Common Vulnerabilities Identified

Through extensive mobile app penetration testing engagements, security professionals consistently identify several recurring vulnerability patterns:

  • Insufficient Transport Layer Protection – Applications failing to implement proper certificate pinning or using weak cryptographic protocols.
  • Insecure Data Storage – Sensitive information stored in plaintext or using weak encryption mechanisms in local storage, databases, or cache files.
  • Poor Authentication Mechanisms – Weak password policies, inadequate session management, or vulnerabilities in biometric authentication implementations.
  • Inadequate Binary Protections – Lack of anti-tampering controls, easy reverse engineering, or insufficient code obfuscation.
  • Unintended Data Leakage – Sensitive information exposed through logs, analytics, keyboard cache, or other side channels.

Testing in Different Environments

The approach to mobile app penetration testing varies significantly based on the application’s environment and distribution model. For publicly available applications downloaded from official app stores, testing typically focuses on the compiled application binary and its interactions with backend services. Enterprise applications distributed through MDM (Mobile Device Management) solutions or enterprise app stores may require additional testing of deployment and management components. Applications still in development benefit most from white-box testing approaches where testers have access to source code and development artifacts.

The testing environment itself requires careful consideration. While emulators and simulators provide convenience for certain types of testing, physical devices often reveal issues that virtual environments might miss, particularly those related to hardware interactions, performance under resource constraints, or device-specific peculiarities. A comprehensive testing strategy typically incorporates both approaches to ensure maximum coverage.

Regulatory and Compliance Considerations

Mobile app penetration testing isn’t just a technical exercise—it often carries significant regulatory and compliance implications. Industries handling sensitive data, such as healthcare (HIPAA), finance (PCI DSS, GLBA), or applications processing EU citizen data (GDPR), face specific security testing requirements. Properly documented penetration testing provides evidence of due diligence in protecting user data and can be crucial during compliance audits or following security incidents.

Beyond specific regulatory mandates, mobile app penetration testing supports various security frameworks and standards, including the OWASP Mobile Application Security Verification Standard (MASVS) and Mobile Security Testing Guide (MSTG). These resources provide comprehensive checklists and testing methodologies that help organizations implement consistent, repeatable security assessment processes.

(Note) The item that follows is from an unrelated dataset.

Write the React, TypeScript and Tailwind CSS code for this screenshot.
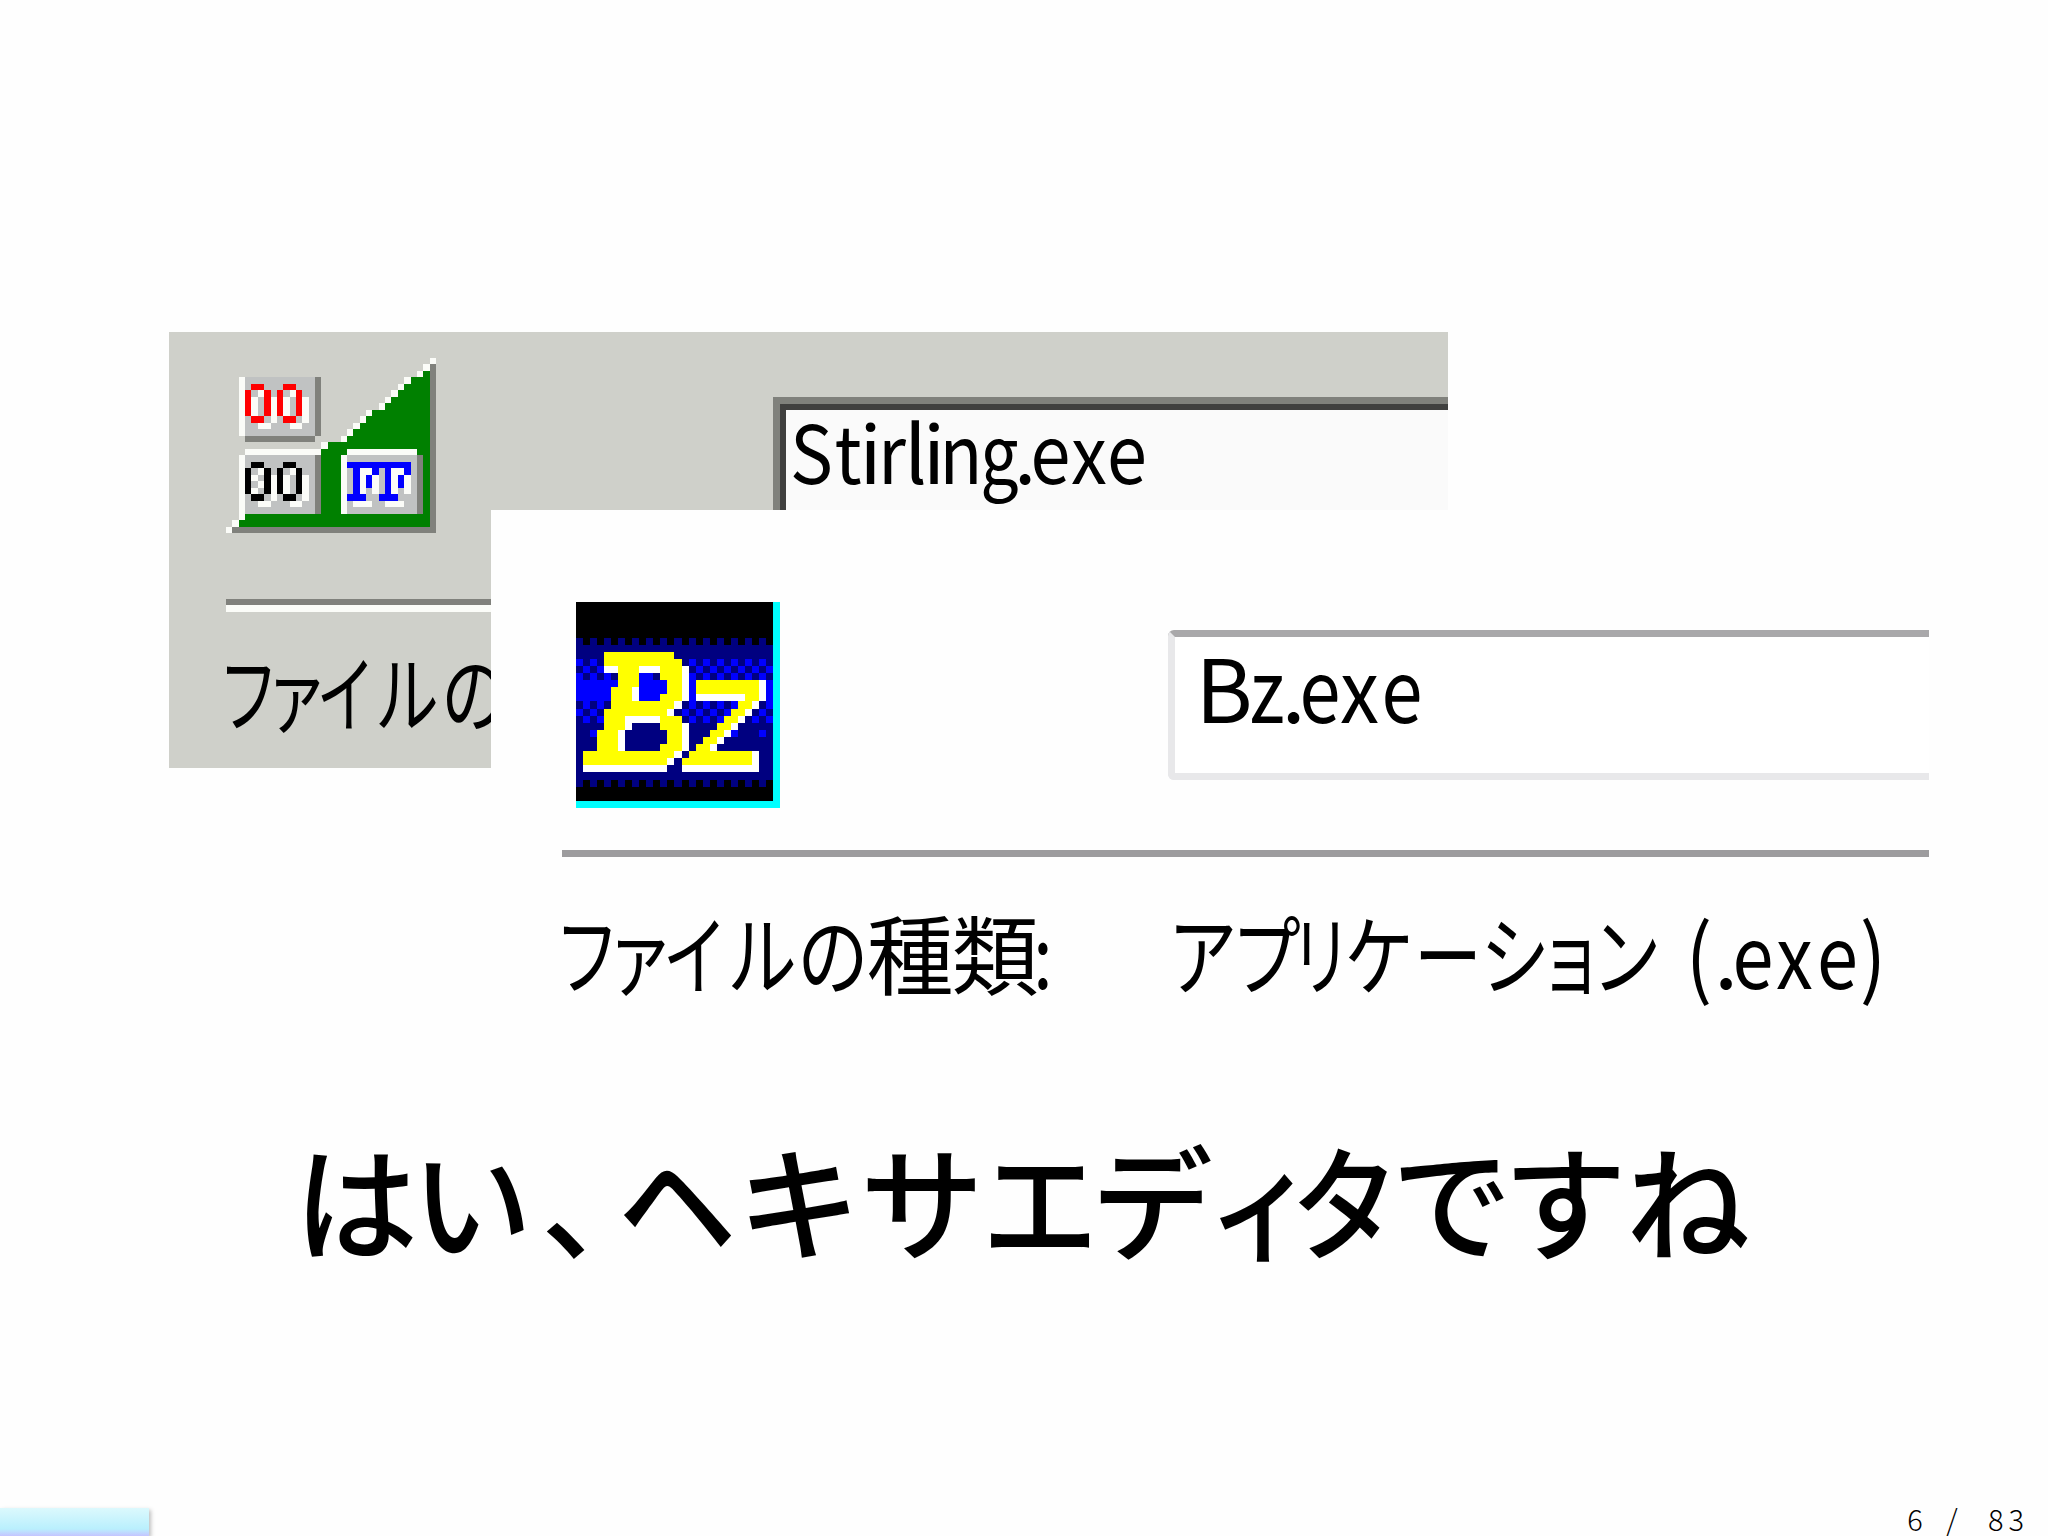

Integrating Testing into Development Lifecycles

The most effective mobile app security programs integrate penetration testing throughout the development lifecycle rather than treating it as a final checkpoint before release. Shifting security left through practices like:

  1. Incorporating security requirements during design phases
  2. Conducting iterative security testing during development sprints
  3. Implementing automated security testing in CI/CD pipelines
  4. Performing final comprehensive penetration testing before release

This integrated approach identifies vulnerabilities earlier when they’re less costly to fix and helps development teams build security awareness and capabilities organically. Organizations that successfully embed security testing into their development processes typically produce more secure applications while reducing the time and resources required for remediation.

Remediation and Risk Management

Identifying vulnerabilities represents only half the value of mobile app penetration testing—the other half comes from effective remediation and risk management. A quality penetration test delivers not just a list of vulnerabilities but contextual guidance on:

  • The business impact of each finding
  • Specific remediation steps tailored to the application’s architecture
  • Alternative compensating controls where direct fixes aren’t feasible
  • Help with vulnerability prioritization based on exploitability and impact

This guidance enables development teams to address the most critical issues efficiently while understanding the risk associated with lower-priority findings. For organizations managing multiple applications, penetration testing data can also inform broader security initiatives and control improvements across the application portfolio.

Future Trends and Evolving Challenges

The mobile app penetration testing landscape continues to evolve in response to new technologies and attack vectors. Emerging areas of focus include:

  • 5G Network Security – Understanding how new network architectures impact application security
  • IoT and Mobile Integration – Assessing security in applications that control or interact with smart devices
  • Machine Learning Components – Evaluating the security of ML models embedded within mobile applications
  • Advanced Anti-Reverse Engineering – Testing applications protected by increasingly sophisticated runtime protections
  • Privacy Compliance Verification – Ensuring applications meet evolving global privacy standards

As mobile platforms introduce new security features and development practices evolve, penetration testing methodologies must adapt accordingly. The growing adoption of privacy-focused features like app tracking transparency and heightened permissions models requires testers to evaluate not just traditional security controls but also privacy implementation and compliance.

Conclusion

Mobile app penetration testing represents a critical investment in application security that pays dividends through reduced breach risk, regulatory compliance, and maintained user trust. As mobile applications continue to handle increasingly sensitive functions and data, organizations cannot afford to treat security as an afterthought. A comprehensive, well-executed penetration testing program provides the assurance that applications can withstand real-world attacks while identifying specific areas for security improvement. By integrating testing throughout the development lifecycle, prioritizing findings based on risk, and maintaining testing methodologies that evolve with the mobile landscape, organizations can confidently deploy mobile applications that are both feature-rich and fundamentally secure.